Oscar Health is laying off 31 employees at its headquarters in the Puck Building in Soho.
The cuts at the insurance startup — co-founded by 31-year-old tech tycoon Josh Kushner, the brother of real estate scion and Donald Trump son-in-law Jared Kushner — revealed in a state filing last week that the layoffs slammed its “member services team.”
The jobs cut in the Empire State are being shipped to a recently opened customer-service call center in Tempe, Ariz., sources close to the company said.
While affected New York workers were offered positions in Tempe, it wasn’t clear whether any took the offers, the source said.
Reached Tuesday, an Oscar spokeswoman confirmed the New York layoffs.
“This move allows us to meaningfully extend our operations beyond NYC as we transition our customer experience into a new model,” the company said in a statement.
“At the same time, opening a West Coast-based office is part of our broader plans to continue to grow Oscar’s presence in the region.”

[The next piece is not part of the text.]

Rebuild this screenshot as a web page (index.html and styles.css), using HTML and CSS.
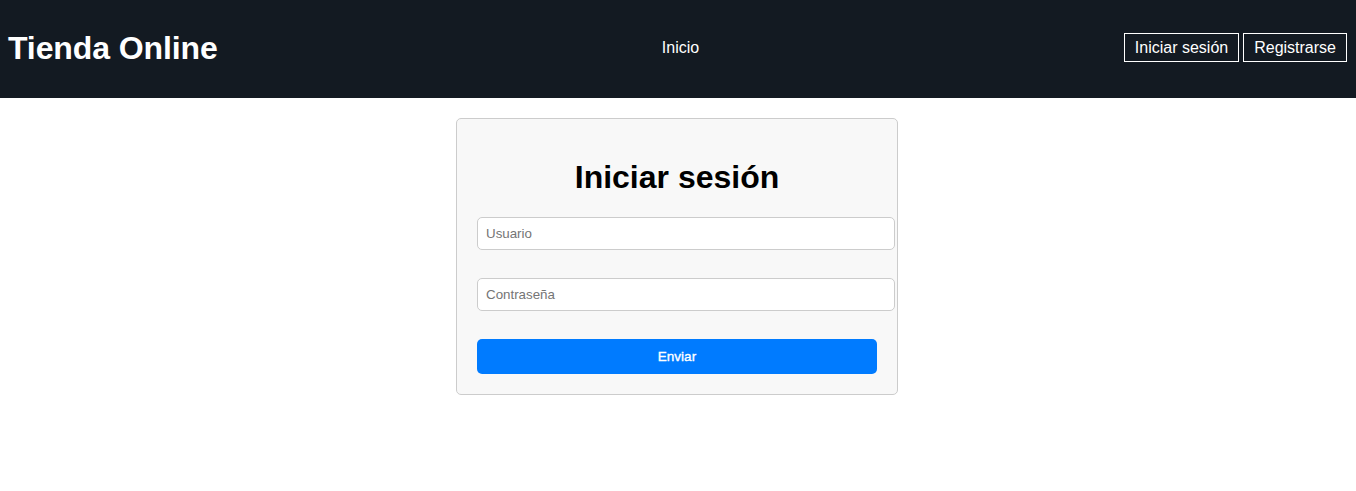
FILE: index.html
```html
<!DOCTYPE html>
<html lang="es">
<head>
<meta charset="utf-8">
<title>Tienda Online</title>
<link rel="stylesheet" href="styles.css">
</head>
<body>
<header class="topbar">
  <h1 class="brand">Tienda Online</h1>
  <nav class="mainnav"><a href="#" class="navlink">Inicio</a></nav>
  <div class="auth">
    <a href="#" class="authbtn">Iniciar sesión</a>
    <a href="#" class="authbtn">Registrarse</a>
  </div>
</header>
<main class="content">
  <form class="card">
    <h2 class="card-title">Iniciar sesión</h2>
    <input class="field" type="text" placeholder="Usuario">
    <input class="field" type="password" placeholder="Contraseña">
    <button class="submit" type="button">Enviar</button>
  </form>
</main>
</body>
</html>
```
FILE: styles.css
```css
* { box-sizing: content-box; }
body {
  margin: 0;
  font-family: "Liberation Sans", Arial, sans-serif;
  background: #ffffff;
  color: #000;
}
.topbar {
  height: 98px;
  background: #131a22;
  display: grid;
  grid-template-columns: 1fr auto 1fr;
  align-items: center;
  padding: 0 9px 0 8px;
}
.brand {
  margin: 0;
  font-size: 32px;
  font-weight: bold;
  color: #fff;
  line-height: 37px;
  padding-bottom: 1px;
  letter-spacing: -0.1px;
}
.mainnav { padding-left: 6px; padding-bottom: 2px; }
.navlink {
  color: #fff;
  text-decoration: none;
  font-size: 16px;
}
.auth {
  display: flex;
  justify-content: flex-end;
  gap: 4px;
  padding-bottom: 4px;
}
.authbtn {
  color: #fff;
  text-decoration: none;
  font-size: 16px;
  line-height: 17px;
  padding: 5px 10px;
  border: 1px solid #fff;
}
.content {
  padding-top: 20px;
}
.card {
  width: 400px;
  margin: 0 auto;
  padding: 20px;
  background: #f8f8f8;
  border: 1px solid #cccccc;
  border-radius: 5px;
  display: flex;
  flex-direction: column;
  position: relative;
  left: -1px;
}
.card-title {
  margin: 20px 0 21px;
  font-size: 32px;
  line-height: 37px;
  text-align: center;
  font-weight: bold;
}
.field {
  width: 400px;
  padding: 8px;
  font-family: "Liberation Sans", Arial, sans-serif;
  font-size: 13.333px;
  line-height: 15px;
  border: 1px solid #cccccc;
  border-radius: 5px;
  background: #fff;
  margin: 0 0 28px;
  outline: none;
}
.field::placeholder { color: #757575; }
.submit {
  width: 400px;
  height: 35px;
  box-sizing: border-box;
  border: none;
  border-radius: 5px;
  background: #007bff;
  color: #fff;
  font-family: "Liberation Sans", Arial, sans-serif;
  font-size: 13.5px;
  font-weight: normal;
  -webkit-text-stroke: 0.35px #fff;
  padding: 0;
}
```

Oscar — a high-tech ObamaCare play that has sought to lure customers to its health plans with quirky cartoon ads and a sleek mobile app — has lately been forced to withdraw from state exchanges created by the Affordable Care Act, including the exchange in New Jersey, citing heavy losses.
In June, Oscar announced it would slash by half, beginning in 2017, the number of providers in its New York network while also hiking premiums by an average of 16 percent.
Oscar, which has raised more than $700 million from investors like Silicon Valley venture capitalist Peter Thiel, lost $92.4 million in New York last year.